In 1994, with the untimely death of Louis N. Levy, the Foundation saw the last of its founders pass from the scene. But the encouragement and inspiration that the original founders sought were successfully instilled within many who saw in Levy, Barocas and Benardete, the embodiment of the cultural renaissance of Sephardic studies of the last decades of the twentieth century. Since then, the Foundation has passed on to a new generation of dedicated leaders, former officers of the Foundation and members of the Sephardic community, who have been as passionately active and involved in preserving and protecting our Sephardic heritage and culture.


For nearly 40 years, the Foundation has been dedicated to preserving and promoting the complex and centuries-old culture of the Sephardic communities of Turkey, Greece, the Balkans, Europe and the United States.

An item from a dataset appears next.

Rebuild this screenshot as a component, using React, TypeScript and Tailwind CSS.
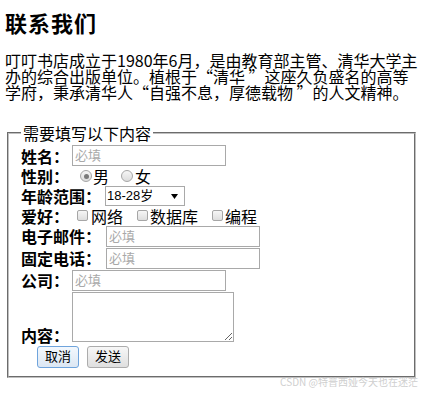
const cjk = "font-['Noto_Sans_CJK_SC',sans-serif]";
const ui = "font-['Liberation_Sans','Noto_Sans_CJK_SC',sans-serif]";

function Label({ children }: { children: string }) {
  return <span className="shrink-0 text-[16px] leading-[18px] font-bold text-black">{children}</span>;
}

function TextInput({ className = "" }: { className?: string }) {
  return (
    <input
      type="text"
      placeholder="必填"
      className={`h-[21px] w-[154px] border border-[#a9a9a9] bg-white px-[2px] text-[13px] leading-[19px] outline-none placeholder:text-[#a9a9a9] ${ui} ${className}`}
    />
  );
}

function Radio({ checked }: { checked?: boolean }) {
  return (
    <span className="flex h-[12px] w-[12px] shrink-0 items-center justify-center rounded-full border border-[#a6a6a6] bg-linear-to-b from-[#f6f6f6] to-[#dcdcdc]">
      {checked && <span className="h-[5px] w-[5px] rounded-full bg-[#7a7a7a]" />}
    </span>
  );
}

function Checkbox() {
  return (
    <span className="block h-[11px] w-[11px] shrink-0 rounded-[2px] border border-[#a6a6a6] bg-linear-to-b from-[#f6f6f6] to-[#dedede]" />
  );
}

export default function App() {
  return (
    <div className={`relative min-h-[393px] bg-white px-[5px] text-black ${cjk}`}>
      <h2 className="pt-[10px] text-[22px] leading-[24px] font-bold tracking-[1px]">联系我们</h2>

      <p className="mt-[18px] text-[16px] leading-[16px] whitespace-nowrap">
        叮叮书店成立于1980年6月，是由教育部主管、清华大学主
        <br />
        办的综合出版单位。植根于“清华 ”这座久负盛名的高等
        <br />
        学府，秉承清华人“自强不息，厚德载物 ”的人文精神。
      </p>

      <fieldset className="mx-[2px] mt-[24px] border-2 border-[#c0c0c0] px-[12px] pt-[2px] pb-[8px] [border-style:groove]">
        <legend className="px-[2px] text-[16px] leading-[18px]">需要填写以下内容</legend>

        <div className="flex flex-col">
          {/* 姓名 */}
          <div className="flex h-[23px] items-center">
            <Label>姓名：</Label>
            <TextInput className="ml-[3px]" />
          </div>

          {/* 性别 */}
          <div className="flex h-[18px] items-center text-[16px] leading-[18px]">
            <Label>性别：</Label>
            <span className="ml-[11px]"><Radio checked /></span>
            <span className="ml-[1px]">男</span>
            <span className="ml-[12px]"><Radio /></span>
            <span className="ml-[2px]">女</span>
          </div>

          {/* 年龄范围 */}
          <div className="flex h-[21px] items-center">
            <Label>年龄范围：</Label>
            <span className="relative ml-[4px] block">
              <select
                className={`block h-[20px] w-[80px] appearance-none border border-[#a9a9a9] bg-white pl-[1px] text-[13px] leading-[18px] outline-none ${ui}`}
                defaultValue="18-28岁"
              >
                <option>18-28岁</option>
                <option>29-40岁</option>
                <option>40岁以上</option>
              </select>
              <svg className="pointer-events-none absolute top-[8px] right-[7px]" width="7" height="5" viewBox="0 0 7 5">
                <polygon points="0,0 7,0 3.5,5" fill="#000" />
              </svg>
            </span>
          </div>

          {/* 爱好 */}
          <div className="flex h-[19px] items-center text-[16px] leading-[18px]">
            <Label>爱好：</Label>
            <span className="ml-[8px]"><Checkbox /></span>
            <span className="ml-[3px]">网络</span>
            <span className="ml-[14px]"><Checkbox /></span>
            <span className="ml-[2px]">数据库</span>
            <span className="ml-[14px]"><Checkbox /></span>
            <span className="ml-[2px]">编程</span>
          </div>

          {/* 电子邮件 */}
          <div className="flex h-[22px] items-center">
            <Label>电子邮件：</Label>
            <TextInput className="ml-[5px]" />
          </div>

          {/* 固定电话 */}
          <div className="flex h-[22px] items-center">
            <Label>固定电话：</Label>
            <TextInput className="ml-[5px]" />
          </div>

          {/* 公司 */}
          <div className="flex h-[22px] items-center">
            <Label>公司：</Label>
            <TextInput className="ml-[3px]" />
          </div>

          {/* 内容 */}
          <div className="flex h-[53px] items-end">
            <Label>内容：</Label>
            <textarea className="mb-[2px] ml-[3px] block h-[50px] w-[162px] border border-[#a9a9a9] bg-white outline-none" />
          </div>

          {/* buttons */}
          <div className={`mt-[2px] flex h-[22px] items-center text-[13px] ${ui}`}>
            <button className="ml-[16px] h-[22px] w-[42px] rounded-[3px] border border-[#6fa4dc] bg-linear-to-b from-[#f3f8fd] to-[#dce7f3] leading-[20px]">
              取消
            </button>
            <button className="ml-[8px] h-[22px] w-[42px] rounded-[3px] border border-[#acacac] bg-linear-to-b from-[#f7f7f7] to-[#dfdfdf] leading-[20px]">
              发送
            </button>
          </div>
        </div>
      </fieldset>

      <span className="absolute top-[376px] right-[5px] text-[10px] leading-[12px] whitespace-nowrap text-[#cfcfcf]">
        CSDN @特普西娅今天也在迷茫
      </span>
    </div>
  );
}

As we enter a new era, the Foundation continues to vigorously renew and preserve the rich heritage, culture and legacy of our ancestors. With extensive archives gathered over the decades from numerous sources, including early leaders of the Sephardic communities, the Foundation has been able to produce, support and enrich numerous research projects and published works. Local community and organization events are sponsored and new documentaries and presentations on Sephardic life and culture are prepared and exhibited across the country. Older publications are being reissued in English, and new works continue to be published, including a series of memorial volumes dedicated to Sephardic communities and cultures destroyed in the Holocaust. The long list of publications, presentations and exhibitions attest to the enrichment of Spanish Jewish culture in our times.

Thus, the mission of the Foundation for the Advancement of Sephardic Studies and Culture remains essentially the same some four decades after its founding: To encourage the appreciation and understanding of the Sephardic heritage, language and experience, in an effort to preserve and document it for future generations, before it disappears forever.